Parade: The Essential Show for a 2025 Audience is “Coming Into Town to Win the Day” - Molly Pitzen


“It is still ongoing.”


These are the words that the audience is left with on the final drum beat and blackout of the 2025 national tour of Parade. The show follows the true story of Leo Frank, a Jewish man who was convicted of allegedly murdering a 13 year old girl in post-Civil War Georgia, and his subsequent lynching. The musical, which was revived in 2023, adds new updates to Frank’s story since its original 1998 premiere, as the Fulton County District Attorney agreed to reopen his case in 2019 due to faulty testimony and new evidence that is still being considered today. But the final sentence of the show doesn’t just echo the additional truth of the story, it hauntingly echoes the present as well. Through a stellar cast, devastatingly beautiful music and captivatingly intricate direction, Parade is one of the most important, timely, and impactful stories that is being told today.  


Jason Robert Brown’s exquisite lyrics and score manage to perfectly capture both the astounding dissonance of the events happening onstage, as well as the raw and empathetic emotion of the characters. Numbers such as “Real Big News” highlight the media sensationalism surrounding the Frank trial with jazzy piano and horrendously vile lyrics (such as “you might never be sure if your motives are pure but your profits are clear”), while powerful ballads like “There Is a Fountain/It Don’t Make Sense” offer a clear and resound sense of pain for the loss of the young Georgian girl Mary Phagan. 


Max Chernin (who understudied the role on Broadway) is a tragically stellar Leo Frank. He’s able to portray his timid and rigid demeanor in songs like “How Can I Call This Home?” as well as highlight Leo’s humanity with heart-wrenching moments in “It’s Hard to Speak My Heart” and “Sh’ma.” His performance is balanced out by Talia Suskauer, who nails the longing spirit and immense grit of Leo’s wife Lucille. Together, these two take the viewer on an emotional rollercoaster of revitalized love, climaxing with the stunning duet “All the Wasted Time.”

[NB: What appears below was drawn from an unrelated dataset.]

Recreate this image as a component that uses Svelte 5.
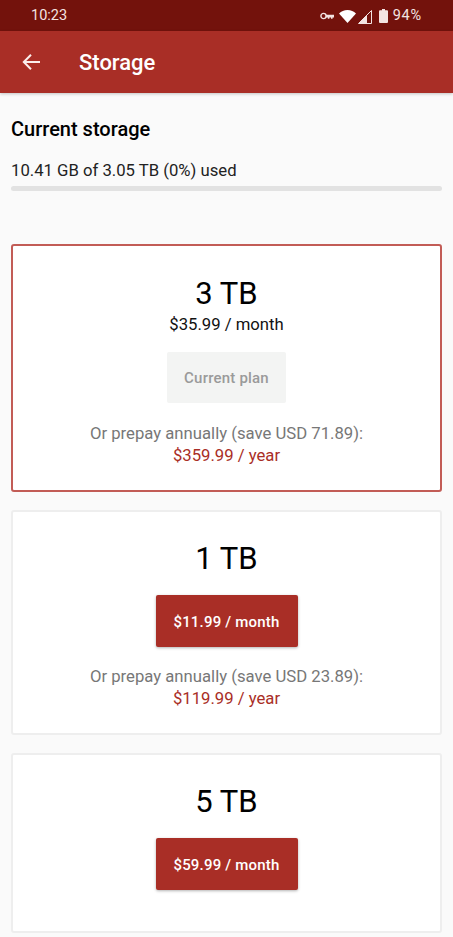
<script lang="ts">
    const plans = [
        { size: "3 TB", monthly: "$35.99 / month", save: "71.89", yearly: "$359.99 / year", current: true },
        { size: "1 TB", monthly: "$11.99 / month", save: "23.89", yearly: "$119.99 / year", current: false },
        { size: "5 TB", monthly: "$59.99 / month", save: "", yearly: "", current: false },
    ];
</script>

<div class="screen">
    <div class="status">
        <span class="time">10:23</span>
        <div class="status-icons">
            <svg class="key" width="14" height="8" viewBox="0 0 14 8">
                <circle cx="3.500" cy="4" r="2.600" fill="none" stroke="#f3e4e2" stroke-width="1.400" />
                <path d="M6 2.800h8v2.600h-1.400v1.400h-1.600V5.400H9.400v1.400H7.800V5.400H6z" fill="#f3e4e2" />
            </svg>
            <svg class="wifi" width="17" height="13" viewBox="0 0 17 13">
                <path d="M0 3.600C2.200 1.400 5.200 0 8.500 0S14.800 1.400 17 3.600L8.500 13z" fill="#fff" />
            </svg>
            <svg class="signal" width="14" height="14" viewBox="0 0 14 14">
                <path d="M13.500 0.500V13.500H0.500z" fill="none" stroke="#f3e4e2" stroke-width="1" />
                <path d="M9 5V13H1z" fill="#f3e4e2" />
            </svg>
            <svg class="battery" width="9" height="14" viewBox="0 0 9 14">
                <path d="M3 0h3v1.200h2a1 1 0 0 1 1 1V13a1 1 0 0 1-1 1H1a1 1 0 0 1-1-1V2.200a1 1 0 0 1 1-1h2z" fill="#f3e4e2" />
            </svg>
            <span class="pct">94%</span>
        </div>
    </div>

    <header class="toolbar">
        <svg width="20" height="20" viewBox="0 0 20 20">
            <path d="M19 10H3M10 2.800 2.800 10l7.200 7.200" fill="none" stroke="#fbeeec" stroke-width="2" />
        </svg>
        <h1>Storage</h1>
    </header>

    <main>
        <h2>Current storage</h2>
        <p class="usage">10.41 GB of 3.05 TB (0%) used</p>
        <div class="bar"></div>

        <div class="plans">
            {#each plans as plan}
                <section class="card" class:current={plan.current} class:monthly-only={!plan.save}>
                    <div class="size">{plan.size}</div>
                    {#if plan.current}
                        <div class="price">{plan.monthly}</div>
                        <button class="btn btn-disabled" disabled>Current plan</button>
                    {:else}
                        <button class="btn btn-buy">{plan.monthly}</button>
                    {/if}
                    {#if plan.save}
                        <div class="prepay">Or prepay annually (save USD {plan.save}):</div>
                        <div class="yearly">{plan.yearly}</div>
                    {/if}
                </section>
            {/each}
        </div>
    </main>
</div>

<style>
    :global(body) {
        margin: 0;
        background: #fafafa;
    }

    .screen {
        width: 453px;
        height: 937px;
        overflow: hidden;
        background: #fafafa;
        font-family: Roboto, "Liberation Sans", sans-serif;
    }

    .status {
        height: 31px;
        box-sizing: border-box;
        background: #73120c;
        color: #f3e4e2;
        display: flex;
        align-items: center;
        justify-content: space-between;
        padding: 0 31px;
        font-size: 14.500px;
    }

    .status-icons {
        display: flex;
        align-items: center;
        gap: 2px;
    }

    .key {
        margin-right: 3px;
    }

    .wifi {
        margin-top: 2px;
    }

    .signal {
        margin-top: 3px;
    }

    .battery {
        margin-left: 5px;
        margin-top: 1px;
    }

    .pct {
        margin-left: 3px;
        letter-spacing: 0.8px;
    }

    .toolbar {
        height: 62px;
        box-sizing: border-box;
        background: #a92e26;
        color: #fff;
        display: flex;
        align-items: center;
        padding-left: 21px;
        gap: 38px;
        box-shadow: 0 1px 3px rgba(0, 0, 0, 0.22);
    }

    .toolbar h1 {
        margin: 1px 0 0;
        font-size: 22px;
        font-weight: 500;
    }

    main {
        padding: 0 11px;
    }

    h2 {
        margin: 25px 0 0;
        font-size: 20px;
        line-height: 22px;
        font-weight: 500;
        color: #000;
    }

    .usage {
        margin: 21px 0 0;
        font-size: 16.700px;
        line-height: 20px;
        color: #222;
    }

    .bar {
        height: 5px;
        margin-top: 5px;
        border-radius: 3px;
        background: #e2e2e2;
    }

    .plans {
        display: flex;
        flex-direction: column;
        gap: 18px;
        margin-top: 53px;
    }

    .card {
        box-sizing: border-box;
        border: 2px solid #eeeeee;
        border-radius: 3px;
        background: #fff;
        display: flex;
        flex-direction: column;
        align-items: center;
        padding: 30px 0 24px;
    }

    .card.current {
        border-color: #c25c56;
        padding-top: 31px;
    }

    .card.monthly-only {
        padding-bottom: 41px;
    }

    .size {
        font-size: 31px;
        line-height: 34px;
        color: #000;
    }

    .price {
        font-size: 16.700px;
        line-height: 20px;
        margin-top: 4px;
        color: #111;
    }

    .btn {
        border: none;
        border-radius: 2px;
        font: inherit;
        font-size: 15px;
        font-weight: 500;
        letter-spacing: 0.2px;
    }

    .btn-disabled {
        width: 119px;
        height: 51px;
        margin-top: 17px;
        margin-bottom: 1px;
        background: #f3f4f3;
        color: #9a9a9a;
    }

    .btn-buy {
        width: 142px;
        height: 52px;
        margin-top: 19px;
        padding-top: 2px;
        background: #a92e26;
        color: #fff;
        box-shadow: 0 1px 3px rgba(0, 0, 0, 0.3);
    }

    .prepay {
        margin-top: 20px;
        font-size: 16.700px;
        line-height: 20px;
        color: #777;
    }

    .yearly {
        margin-top: 2px;
        font-size: 16.700px;
        line-height: 20px;
        color: #a92e26;
    }
</style>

Michael Arden’s Tony-winning direction is able to portray the suffocating feelings of the Georgia South society (such as when Leo is convicted of murder and the entire stage is plagued with Confederate flags), as well as the juxtaposition of the town’s perception of Leo versus his actual character (like in “That’s What He Said,” where Leo’s former employee testifies that he was a sleaze, as Leo physically acts out the stark contrast to his other behavior). Where Arden’s genius lies, however, is the minuscule moments he crafts, such as how none of the black characters stand for the Confederate anthems of the show, or when the entire cast posthumously salutes Leo at the very end of the show for “giving everything for Georgia” (a lyric intended for the Southern soldiers).


As our nation faces a time of extreme political turmoil and astounding bigotry, I saw Parade in an eerily contemporary light. During the show, the real names and photos of the actual people being portrayed are shown. And every time I heard their testimony or their pain or their hatefulness, I felt zapped back into the present. This rendition of Parade, beyond anything else, understands how current its story truly is. With antisemitism, anti-black racism, media sensationalism and hatred for the “other” at an all-time high, every minute of Parade is a constant reminder that it is still ongoing.